Authorities initially detained the journalists at a police station in the capital, Asmara, where they began a hunger strike on March 31, 2002, and smuggled a message out of jail demanding due process. The government responded by transferring them to secret locations without bringing them before a court or publicly registering charges. Several people familiar with the situation told CPJ that the journalists were confined at the Eiraeiro prison camp or a military prison, Adi Abeito, based in Asmara.

Over the years, Eritrean officials have offered vague and inconsistent explanations for the arrests–accusing the journalists of involvement in anti-state conspiracies in connection with foreign intelligence, of skirting military service, and of violating press regulations. Officials, at times, even denied that the journalists existed.

Seyoum was being held at Eiraeiro Prison, local journalists said. A September 2016 report by Voice of America cited a prison guard who fled in 2010, saying that Seyoum’s hands were bound 24 hours a day.

In a June 2016 interview with Radio France International about the status of journalists and politicians arrested in 2001, Eritrean Foreign Affairs Minister Osman Saleh Mohammed said, "all of them are alive" and they "are in good hands." Asked if they would face trial, Osman said they would, "when the government decides" since members of the group are "political prisoners."

In October 2018, Paulos Netabay, director of the state-owned Eritrean News Agency, told CPJ that the arrest of journalists in 2001 was connected to “acts of subversion and treason by some former politicians” and that the cases had been “submitted and decided by the National Assembly.”
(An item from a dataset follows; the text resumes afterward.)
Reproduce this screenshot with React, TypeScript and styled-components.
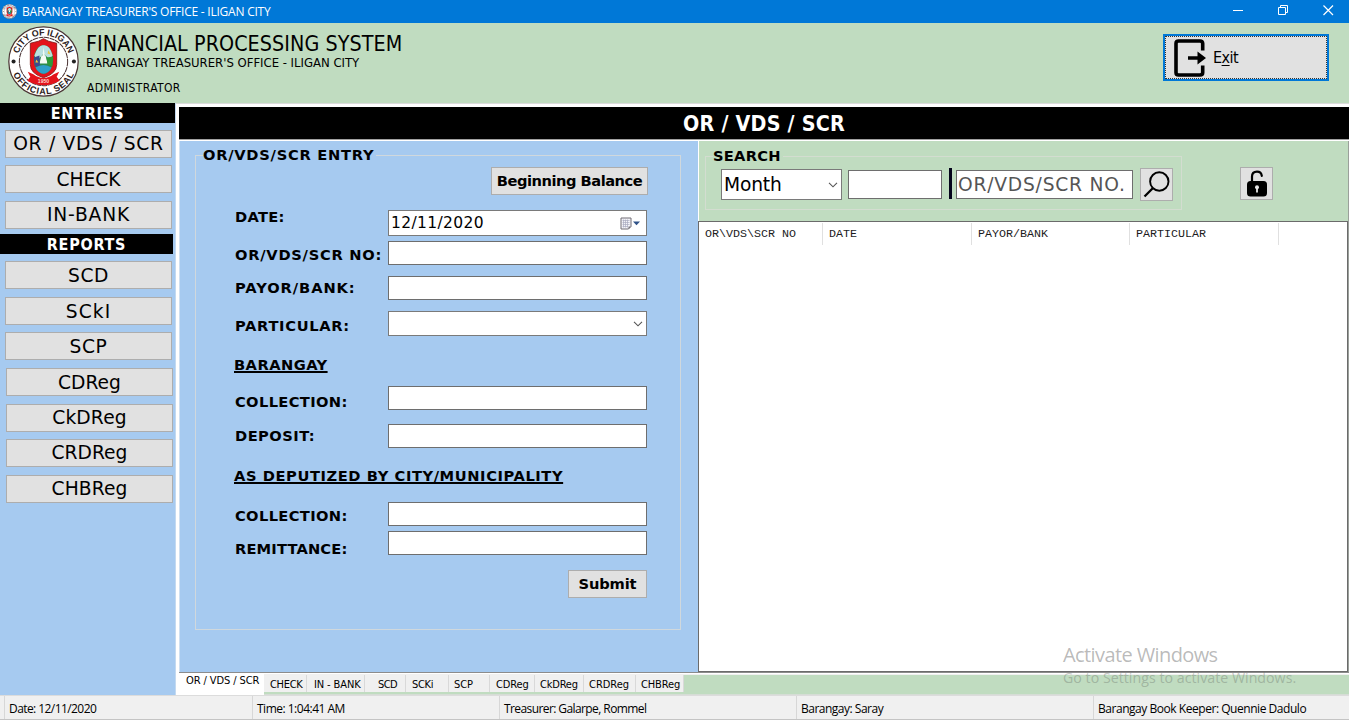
import React from 'react';
import styled, { createGlobalStyle } from 'styled-components';

const VERDANA = "'DejaVu Sans', Verdana, sans-serif";
const TAHOMA = "'DejaVu Sans Condensed', Tahoma, sans-serif";
const SEGOE = "'Open Sans', 'Segoe UI', sans-serif";

const GlobalStyle = createGlobalStyle`
  * { box-sizing: border-box; }
  body { margin: 0; background: #f0f0f0; color: #000; overflow: hidden; }
  button, input { margin: 0; border-radius: 0; outline: none; color: #000; }
`;

const Window = styled.div`
  position: relative;
  display: flex;
  flex-direction: column;
  width: 1349px;
  height: 720px;
  overflow: hidden;
`;

const TitleBar = styled.div`
  display: flex;
  align-items: center;
  height: 23px;
  flex: none;
  padding-left: 2px;
  background: #0078d7;
`;

const WindowTitle = styled.div`
  margin-left: 5px;
  flex: 1;
  font: 12px/22px ${SEGOE};
  letter-spacing: -0.232px;
  color: #fff;
  white-space: nowrap;
`;

const WindowControls = styled.svg`
  width: 120px;
  height: 23px;
  display: block;
`;

const Header = styled.header`
  display: flex;
  height: 80px;
  flex: none;
  padding: 3px 20px 0 8px;
  background: #c0dcc0;
`;

const HeaderText = styled.div`
  margin-left: 7px;
  flex: 1;
  font-family: ${TAHOMA};
  white-space: nowrap;
`;

const SystemName = styled.div`
  font-size: 21.3px;
  line-height: 26px;
  padding-top: 5px;
  letter-spacing: 0.07px;
`;

const OfficeName = styled.div`
  font-size: 13px;
  line-height: 16px;
  margin-top: -2px;
  letter-spacing: -0.02px;
`;

const UserRole = styled.div`
  font-size: 12px;
  line-height: 16px;
  margin: 9px 0 0 1px;
  letter-spacing: 0.36px;
`;

const ExitButton = styled.button`
  display: flex;
  align-items: center;
  width: 166px;
  height: 47px;
  margin-top: 8px;
  padding: 0;
  border: 2px solid #0078d7;
  background: #e1e1e1;
  font: 16px/20px ${TAHOMA};
  letter-spacing: -0.5px;
`;

const FocusRing = styled.span`
  display: flex;
  align-items: center;
  width: 100%;
  height: 100%;
  padding-left: 8px;
  border: 1px dotted #333;

  svg { margin-right: 7px; }
  u { text-decoration-thickness: 1px; text-underline-offset: 2px; }
`;

const Body = styled.div`
  display: flex;
  height: 592px;
  flex: none;
`;

const Sidebar = styled.nav`
  width: 176px;
  flex: none;
  background: #a6caf0;
  border-right: 1px solid #c3d9f0;
`;

const SidebarHeading = styled.h2<{ $width: number; $top?: number }>`
  width: ${p => p.$width}px;
  height: 20px;
  margin: ${p => p.$top ?? 0}px 0 0;
  background: #000;
  color: #fff;
  font: bold 16px/22px ${TAHOMA};
  letter-spacing: 0.74px;
  text-align: center;
`;

const NavGroup = styled.div<{ $top: number }>`
  display: flex;
  flex-direction: column;
  gap: 7.6px;
  padding: ${p => p.$top}px 0 0 5px;
`;

const NavButton = styled.button<{ $track: number; $indent?: number; $drop?: number }>`
  width: 167px;
  height: 28px;
  margin-left: ${p => p.$indent ?? 0}px;
  padding: ${p => p.$drop ?? 0}px 0 0;
  border: 1px solid #adadad;
  background: #e1e1e1;
  font: 18.67px/24px ${VERDANA};
  letter-spacing: ${p => p.$track}px;
`;

const Main = styled.main`
  display: flex;
  flex-direction: column;
  width: 1173px;
  border-top: 1px solid #dcdcdc;
  background: #fff;
`;

const PageTitle = styled.h1`
  height: 33px;
  flex: none;
  margin: 3px 0 0 3px;
  border-bottom: 1px solid #a0a0a0;
  background: #000;
  color: #fff;
  font: bold 21.3px/34px ${TAHOMA};
  letter-spacing: 0.22px;
  text-align: center;
`;

const Page = styled.div`
  display: flex;
  height: 533px;
  flex: none;
  margin-left: 3px;
  padding-top: 1px;
  border-bottom: 1px solid #8c8c8c;
`;

const EntryPanel = styled.section`
  width: 519px;
  flex: none;
  padding: 6px 0 0 15px;
  border-left: 1px solid #cfe0f2;
  background: #a6caf0;
`;

const GroupBox = styled.fieldset<{ $width: number; $height: number }>`
  width: ${p => p.$width}px;
  height: ${p => p.$height}px;
  min-width: 0;
  margin: 0;
  padding: 0;
  border: 1px solid #d0d8dd;
`;

const GroupTitle = styled.legend<{ $track: number }>`
  height: 16px;
  margin-left: 7px;
  padding: 0 2px 0 0;
  font: bold 14.67px/16px ${VERDANA};
  letter-spacing: ${p => p.$track}px;
`;

const FormRow = styled.div<{ $gap: number }>`
  display: grid;
  grid-template-columns: 153px 259px;
  margin: ${p => p.$gap}px 0 0 39px;
`;

const FormLabel = styled.label<{ $drop: number; $track: number }>`
  height: 0;
  margin-top: ${p => p.$drop}px;
  font: bold 14.67px/18px ${VERDANA};
  letter-spacing: ${p => p.$track}px;
  white-space: nowrap;
`;

const SectionHeading = styled.h3<{ $gap: number; $track: number }>`
  height: 18px;
  margin: ${p => p.$gap}px 0 0 38px;
  font: bold 14.67px/18px ${VERDANA};
  letter-spacing: ${p => p.$track}px;
  text-decoration: underline;
  text-decoration-thickness: 2px;
  text-underline-offset: 1px;
  text-decoration-skip-ink: none;
`;

const TextField = styled.input<{ $height: number }>`
  width: 100%;
  height: ${p => p.$height}px;
  padding: 0 1px;
  border: 1px solid #6e6e6e;
  background: #fff;
  font: 18.67px/24px ${VERDANA};
  letter-spacing: 0.78px;

  &::placeholder { color: #555; opacity: 1; }
`;

const YearField = styled(TextField)`
  width: 94px;
  margin: 1px 0 0 6px;
`;

const NumberField = styled(TextField)`
  width: 177px;
  margin-top: 1px;
`;

const PickerField = styled.div<{ $height: number; $width?: string; $size: number; $track: number; $padRight?: number }>`
  display: flex;
  align-items: center;
  justify-content: space-between;
  width: ${p => p.$width ?? '100%'};
  height: ${p => p.$height}px;
  padding: 0 ${p => p.$padRight ?? 3}px 0 2px;
  border: 1px solid #7a7a7a;
  background: #fff;
  font: ${p => p.$size}px/22px ${VERDANA};
  letter-spacing: ${p => p.$track}px;
`;

const ActionRow = styled.div<{ $gap: number; $right: number }>`
  display: flex;
  justify-content: flex-end;
  margin: ${p => p.$gap}px ${p => p.$right}px 0 0;
`;

const ActionButton = styled.button<{ $width: number; $track: number }>`
  width: ${p => p.$width}px;
  height: 28px;
  padding: 0;
  border: 1px solid #adadad;
  background: #e1e1e1;
  font: bold 14.67px/26px ${VERDANA};
  letter-spacing: ${p => p.$track}px;
  white-space: nowrap;
`;

const RecordsPanel = styled.section`
  display: flex;
  flex-direction: column;
  width: 651px;
  border-left: 1px solid #fff;
  border-right: 1px solid #9aa09a;
  background: #c0dcc0;
`;

const SearchBar = styled.div`
  display: flex;
  height: 80px;
  flex: none;
  padding: 7px 0 0 6px;

  ${GroupBox} { border-color: #d3ddd0; }
`;

const SearchFields = styled.div`
  display: flex;
  align-items: flex-start;
  padding: 5px 0 0 15px;

  > * { flex: none; }
`;

const Divider = styled.div`
  width: 3px;
  height: 31px;
  margin: -1px 4px 0 7px;
  background: #05051c;
`;

const IconButton = styled.button`
  display: flex;
  align-items: center;
  justify-content: center;
  width: 33px;
  height: 33px;
  flex: none;
  padding: 0;
  border: 1px solid #adadad;
  background: #e1e1e1;
`;

const SearchButton = styled(IconButton)`
  margin: -1px 0 0 7px;
`;

const UnlockButton = styled(IconButton)`
  margin: 19px 0 0 58px;
`;

const RecordList = styled.div`
  flex: 1;
  margin-left: -1px;
  border: 1px solid #6b6b6b;
  background: #fff;
`;

const ListHeader = styled.div`
  display: flex;
  height: 24px;
  padding-top: 1px;
`;

const ListColumn = styled.div<{ $width: number }>`
  width: ${p => p.$width}px;
  height: 22px;
  padding-left: 6px;
  border-right: 1px solid #e0e0e0;
  color: #1c1c1c;
  font: 11.67px/23px 'Liberation Mono', 'Courier New', monospace;
  white-space: nowrap;
`;

const TabStrip = styled.div`
  display: flex;
  flex: 1;
  background: #fff;
`;

const ActiveTab = styled.div`
  width: 88px;
  height: 22px;
  padding-left: 10px;
  background: #fff;
  font: 11px/15px ${TAHOMA};
  letter-spacing: -0.1px;
  white-space: nowrap;
`;

const IdleTabs = styled.div`
  display: flex;
  flex: 1;
  height: 21px;
  margin-top: 1px;
  padding-bottom: 2px;
  border-top: 1px solid #f0f0f0;
  border-bottom: 1px solid #d5ddd5;
  background: #c0dcc0;
`;

const Tab = styled.div<{ $width: number; $pad: number; $track: number }>`
  width: ${p => p.$width}px;
  padding-left: ${p => p.$pad}px;
  border-right: 1px solid #d9d9d9;
  background: #f0f0f0;
  font: 11px/20px ${TAHOMA};
  letter-spacing: ${p => p.$track}px;
  white-space: nowrap;
`;

const StatusBar = styled.footer`
  display: flex;
  height: 25px;
  flex: none;
  padding-left: 4px;
  border-top: 1px solid #dcdcdc;
  border-bottom: 1px solid #c4c4c4;
  background: #f0f0f0;
`;

const StatusCell = styled.div<{ $width: number; $track: number }>`
  width: ${p => p.$width}px;
  padding-left: 4px;
  border-left: 1px solid #d7d7d7;
  font: 12px/25px ${SEGOE};
  letter-spacing: ${p => p.$track}px;
  white-space: nowrap;
`;

const Watermark = styled.div`
  position: absolute;
  left: 1063px;
  top: 642px;
  color: rgba(110, 110, 110, 0.48);
  font-family: ${SEGOE};
  white-space: nowrap;
  pointer-events: none;
`;

const WatermarkTitle = styled.div`
  font-size: 20px;
  line-height: 26px;
  letter-spacing: -0.6px;
`;

const WatermarkText = styled.div`
  font-size: 14.2px;
  line-height: 20px;
  letter-spacing: 0.02px;
  color: rgba(110, 120, 110, 0.4);
`;

const SealDrawing = styled.svg`
  flex: none;
`;

function Seal({ size }: { size: number }) {
  return (
    <SealDrawing width={size} height={size} viewBox="0 0 70 70">
      <defs>
        <path id="sealTop" d="M 9.2 35 A 25.8 25.8 0 0 1 60.8 35" />
        <path id="sealBottom" d="M 2.6 35 A 32.4 32.4 0 0 0 67.4 35" />
      </defs>
      <circle cx="35" cy="35" r="34.2" fill="#fff" stroke="#4a3434" strokeWidth="1.2" />
      <circle cx="35" cy="35" r="23.8" fill="#fff" stroke="#4a3434" strokeWidth="1" strokeDasharray="5 .6" />
      <g fontFamily="Liberation Sans, Arial, sans-serif" fontWeight="bold" fontSize="8.8" fill="#2b1a1a" textAnchor="middle">
        <text textLength="65" lengthAdjust="spacing">
          <textPath href="#sealTop" startOffset="50%">CITY OF ILIGAN</textPath>
        </text>
        <text textLength="76" lengthAdjust="spacing">
          <textPath href="#sealBottom" startOffset="50%">OFFICIAL SEAL</textPath>
        </text>
      </g>
      <circle cx="5.5" cy="35" r="2" fill="#222" />
      <circle cx="65" cy="35" r="2" fill="#222" />
      <path d="M22 17 L30 15 L35 12.5 L40 15 L48 17 V38 Q48 47 35 51 Q22 47 22 38 Z" fill="#e3131b" stroke="#7d1512" strokeWidth="0.8" />
      <path d="M19.5 45 L25 47.5 Q35 55 45 47.5 L50.5 45 L48 50 L51 54 Q35 63 19 54 L22 50 Z" fill="#e3131b" />
      <ellipse cx="35" cy="33" rx="9.6" ry="14" fill="#2c8a4c" />
      <path d="M26 29 Q30 18 35 19 Q41 18 44 29 L41 33 L35 27 L29 34 Z" fill="#b9e0e0" />
      <path d="M35 21 L36.5 30 L34 30 Z M33 29 L37 29 L39 37 L31 37 Z" fill="#f4fbf4" />
      <path d="M25.6 31 L31 29 L31.5 40 L26.5 40 Z" fill="#3b4b8f" />
      <path d="M38 31 L44.4 30 L43.6 40 L39 38 Z" fill="#2f9a38" />
      <path d="M40 24 l2 4 l-3 -1 Z M28 33 l2 3 l-3 0 Z" fill="#e8c93a" />
      <path d="M27 41 Q35 36 43 41 Q40 47 35 47 Q30 47 27 41 Z" fill="#2e9fc9" />
      <text x="35" y="56.5" fontFamily="Liberation Sans, sans-serif" fontSize="5" fontWeight="bold" fill="#ffd9d0" textAnchor="middle">1950</text>
    </SealDrawing>
  );
}

function ExitIcon() {
  return (
    <svg width="32" height="38" viewBox="0 0 32 38">
      <path d="M28.7 11.5 V4.5 Q28.7 2 26 2 H4.5 Q2 2 2 4.5 V33.5 Q2 36 4.5 36 H26 Q28.7 36 28.7 33.5 V26.5" fill="none" stroke="#000" strokeWidth="3.6" />
      <path d="M14 17.2 H23.5 V12.5 L32 19 L23.5 25.5 V20.8 H14 Z" fill="#000" />
    </svg>
  );
}

function Chevron() {
  return (
    <svg width="10" height="6" viewBox="0 0 10 6">
      <path d="M1 .8 L5 4.8 L9 .8" fill="none" stroke="#555" strokeWidth="1.1" />
    </svg>
  );
}

function CalendarIcon() {
  return (
    <svg width="21" height="13" viewBox="0 0 21 13">
      <path d="M1 1 H11 V9.5 L8.5 12 H1 Z" fill="#f3f3f8" stroke="#706c74" />
      <path d="M2.5 3.5 H9.5 M2.5 5.5 H9.5 M2.5 7.5 H9.5 M2.5 9.5 H8 M3.5 2.5 V10.5 M5.5 2.5 V10.5 M7.5 2.5 V10.5" stroke="#a9abc0" strokeWidth=".7" />
      <path d="M8.5 12 V9.5 H11 Z" fill="#706c74" />
      <path d="M13 4.5 H20 L16.5 8.3 Z" fill="#2f5288" />
    </svg>
  );
}

function MagnifierIcon() {
  return (
    <svg width="27" height="27" viewBox="0 0 27 27">
      <circle cx="16.3" cy="10.5" r="9.2" fill="none" stroke="#000" strokeWidth="1.9" />
      <path d="M1.5 25.5 L10 17" stroke="#000" strokeWidth="2.3" />
    </svg>
  );
}

function OpenLockIcon() {
  return (
    <svg width="20" height="27" viewBox="0 0 20 27">
      <path d="M5 13 V6.5 Q5 1.6 10 1.6 Q14.3 1.6 14.8 5.8" fill="none" stroke="#000" strokeWidth="2.2" strokeLinecap="round" />
      <rect x="0" y="11" width="20" height="15.5" rx="3.5" fill="#000" />
      <circle cx="10" cy="17.3" r="2" fill="#e8e8e8" />
      <path d="M9.1 17 H10.9 V22.5 H9.1 Z" fill="#e8e8e8" />
    </svg>
  );
}

const entries = [
  { label: 'OR / VDS / SCR', track: 0.7, drop: 0 },
  { label: 'CHECK', track: 0, drop: 2 },
  { label: 'IN-BANK', track: 0.8, drop: 0 },
];

const reports = [
  { label: 'SCD', track: 0.57, indent: 0, drop: 2 },
  { label: 'SCkI', track: 1.1, indent: 0, drop: 2 },
  { label: 'SCP', track: 0.57, indent: 0, drop: 2 },
  { label: 'CDReg', track: 0, indent: 1, drop: 2 },
  { label: 'CkDReg', track: 0.14, indent: 1, drop: 0 },
  { label: 'CRDReg', track: 0, indent: 1, drop: 0 },
  { label: 'CHBReg', track: 0.1, indent: 1, drop: 0 },
];

const columns = [
  { label: 'OR\\VDS\\SCR NO', width: 124 },
  { label: 'DATE', width: 149 },
  { label: 'PAYOR/BANK', width: 158 },
  { label: 'PARTICULAR', width: 149 },
];

const tabs = [
  { label: 'CHECK', width: 43, pad: 6, track: -0.3 },
  { label: 'IN - BANK', width: 58, pad: 7, track: -0.12 },
  { label: 'SCD', width: 41, pad: 13, track: -0.6 },
  { label: 'SCKi', width: 43, pad: 6, track: -0.3 },
  { label: 'SCP', width: 41, pad: 5, track: -0.1 },
  { label: 'CDReg', width: 45, pad: 6, track: -0.13 },
  { label: 'CkDReg', width: 49, pad: 5, track: -0.2 },
  { label: 'CRDReg', width: 52, pad: 5, track: -0.02 },
  { label: 'CHBReg', width: 48, pad: 5, track: -0.12 },
];

const statusItems = [
  { label: 'Date: 12/11/2020', width: 248, track: -0.57 },
  { label: 'Time: 1:04:41 AM', width: 247, track: -0.5 },
  { label: 'Treasurer: Galarpe, Rommel', width: 297, track: -0.59 },
  { label: 'Barangay: Saray', width: 297, track: -0.5 },
  { label: 'Barangay Book Keeper: Quennie Dadulo', width: 256, track: -0.46 },
];

export default function App() {
  return (
    <Window>
      <GlobalStyle />
      <TitleBar>
        <Seal size={15} />
        <WindowTitle>BARANGAY TREASURER'S OFFICE - ILIGAN CITY</WindowTitle>
        <WindowControls viewBox="0 0 120 23" fill="none" stroke="#fff">
          <path d="M4 10.5 H14" />
          <path d="M49.5 7.5 H56.5 V14.5 H49.5 Z M51.5 7.5 V5.5 H58.5 V12.5 H56.5" />
          <path d="M94.5 5.5 L104 15 M104 5.5 L94.5 15" strokeWidth="1.2" />
        </WindowControls>
      </TitleBar>

      <Header>
        <Seal size={71} />
        <HeaderText>
          <SystemName>FINANCIAL PROCESSING SYSTEM</SystemName>
          <OfficeName>BARANGAY TREASURER'S OFFICE - ILIGAN CITY</OfficeName>
          <UserRole>ADMINISTRATOR</UserRole>
        </HeaderText>
        <ExitButton>
          <FocusRing>
            <ExitIcon />
            <span>E<u>x</u>it</span>
          </FocusRing>
        </ExitButton>
      </Header>

      <Body>
        <Sidebar>
          <SidebarHeading $width={175}>ENTRIES</SidebarHeading>
          <NavGroup $top={6.5}>
            {entries.map(item => (
              <NavButton key={item.label} $track={item.track} $drop={item.drop}>{item.label}</NavButton>
            ))}
          </NavGroup>
          <SidebarHeading $width={173} $top={5.5}>REPORTS</SidebarHeading>
          <NavGroup $top={7}>
            {reports.map(item => (
              <NavButton key={item.label} $track={item.track} $indent={item.indent} $drop={item.drop}>
                {item.label}
              </NavButton>
            ))}
          </NavGroup>
        </Sidebar>

        <Main>
          <PageTitle>OR / VDS / SCR</PageTitle>
          <Page>
            <EntryPanel>
              <GroupBox $width={486} $height={483}>
                <GroupTitle $track={0.73}>OR/VDS/SCR ENTRY</GroupTitle>
                <ActionRow $gap={4} $right={32}>
                  <ActionButton $width={157} $track={-0.48}>Beginning Balance</ActionButton>
                </ActionRow>
                <FormRow $gap={15}>
                  <FormLabel $drop={-2} $track={0.3}>DATE:</FormLabel>
                  <PickerField $height={26} $size={15.5} $track={0.36} $padRight={5}>
                    12/11/2020
                    <CalendarIcon />
                  </PickerField>
                </FormRow>
                <FormRow $gap={5}>
                  <FormLabel $drop={5} $track={0.74}>OR/VDS/SCR NO:</FormLabel>
                  <TextField $height={24} />
                </FormRow>
                <FormRow $gap={11}>
                  <FormLabel $drop={3} $track={0.92}>PAYOR/BANK:</FormLabel>
                  <TextField $height={24} />
                </FormRow>
                <FormRow $gap={11}>
                  <FormLabel $drop={6} $track={0.68}>PARTICULAR:</FormLabel>
                  <PickerField $height={25} $size={15.5} $track={0}>
                    <span />
                    <Chevron />
                  </PickerField>
                </FormRow>
                <SectionHeading $gap={20} $track={0.45}>BARANGAY</SectionHeading>
                <FormRow $gap={12}>
                  <FormLabel $drop={7} $track={0.36}>COLLECTION:</FormLabel>
                  <TextField $height={24} />
                </FormRow>
                <FormRow $gap={14}>
                  <FormLabel $drop={3} $track={0.46}>DEPOSIT:</FormLabel>
                  <TextField $height={24} />
                </FormRow>
                <SectionHeading $gap={19} $track={0.58}>AS DEPUTIZED BY CITY/MUNICIPALITY</SectionHeading>
                <FormRow $gap={17}>
                  <FormLabel $drop={5} $track={0.36}>COLLECTION:</FormLabel>
                  <TextField $height={24} />
                </FormRow>
                <FormRow $gap={5}>
                  <FormLabel $drop={9} $track={0.15}>REMITTANCE:</FormLabel>
                  <TextField $height={24} />
                </FormRow>
                <ActionRow $gap={15} $right={33}>
                  <ActionButton $width={79} $track={-0.15}>Submit</ActionButton>
                </ActionRow>
              </GroupBox>
            </EntryPanel>

            <RecordsPanel>
              <SearchBar>
                <GroupBox $width={477} $height={62}>
                  <GroupTitle $track={0.25}>SEARCH</GroupTitle>
                  <SearchFields>
                    <PickerField $height={31} $width="121px" $size={18.67} $track={-0.16}>
                      Month
                      <Chevron />
                    </PickerField>
                    <YearField $height={29} />
                    <Divider />
                    <NumberField $height={29} placeholder="OR/VDS/SCR NO." />
                    <SearchButton aria-label="Search"><MagnifierIcon /></SearchButton>
                  </SearchFields>
                </GroupBox>
                <UnlockButton aria-label="Unlock"><OpenLockIcon /></UnlockButton>
              </SearchBar>
              <RecordList>
                <ListHeader>
                  {columns.map(col => (
                    <ListColumn key={col.label} $width={col.width}>{col.label}</ListColumn>
                  ))}
                </ListHeader>
              </RecordList>
            </RecordsPanel>
          </Page>

          <TabStrip>
            <ActiveTab>OR / VDS / SCR</ActiveTab>
            <IdleTabs>
              {tabs.map(tab => (
                <Tab key={tab.label} $width={tab.width} $pad={tab.pad} $track={tab.track}>{tab.label}</Tab>
              ))}
            </IdleTabs>
          </TabStrip>
        </Main>
      </Body>

      <StatusBar>
        {statusItems.map(item => (
          <StatusCell key={item.label} $width={item.width} $track={item.track}>{item.label}</StatusCell>
        ))}
      </StatusBar>

      <Watermark>
        <WatermarkTitle>Activate Windows</WatermarkTitle>
        <WatermarkText>Go to Settings to activate Windows.</WatermarkText>
      </Watermark>
    </Window>
  );
}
In June 2019, a group of over 100 prominent African journalists, writers, and activists wrote an open letter to Eritrean President Isaias Afewerki asking to visit the imprisoned journalists and activists, according to a copy of the letter that was published by the South African newspaper Mail & Guardian. In a response published on its website, Eritrea’s Ministry of Information said that only reporters with a “genuine interest in understanding the country” were welcome and said the imprisoned journalists were arrested for “events of sedition.”

In October 2021, CPJ and 15 other human rights organizations, journalists, and human rights experts called on the Canadian government to impose targeted sanctions on senior Eritrean officials for human rights abuses, including the imprisonment of journalists. 

In July 2022, CPJ and a coalition of rights organizations and lawyers, led by the Canada-based Raoul Wallenberg Centre for Human Rights, filed a complaint on behalf of detained Eritrean journalists with the United Nations Working Group on Arbitrary Detention.

CPJ’s calls to Eritrea’s Ministry of Justice either did not connect or rung without an answer in November 2022. A person who answered when CPJ called the Ministry of Foreign Affairs in November 2022 could not be heard clearly. 

Emails sent to Eritrea’s minister of information, Yemane Ghebremeskel, and Eritrea’s embassies in Kenya, the United States, Switzerland, and Sweden, were unanswered or returned error messages in October and November 2022.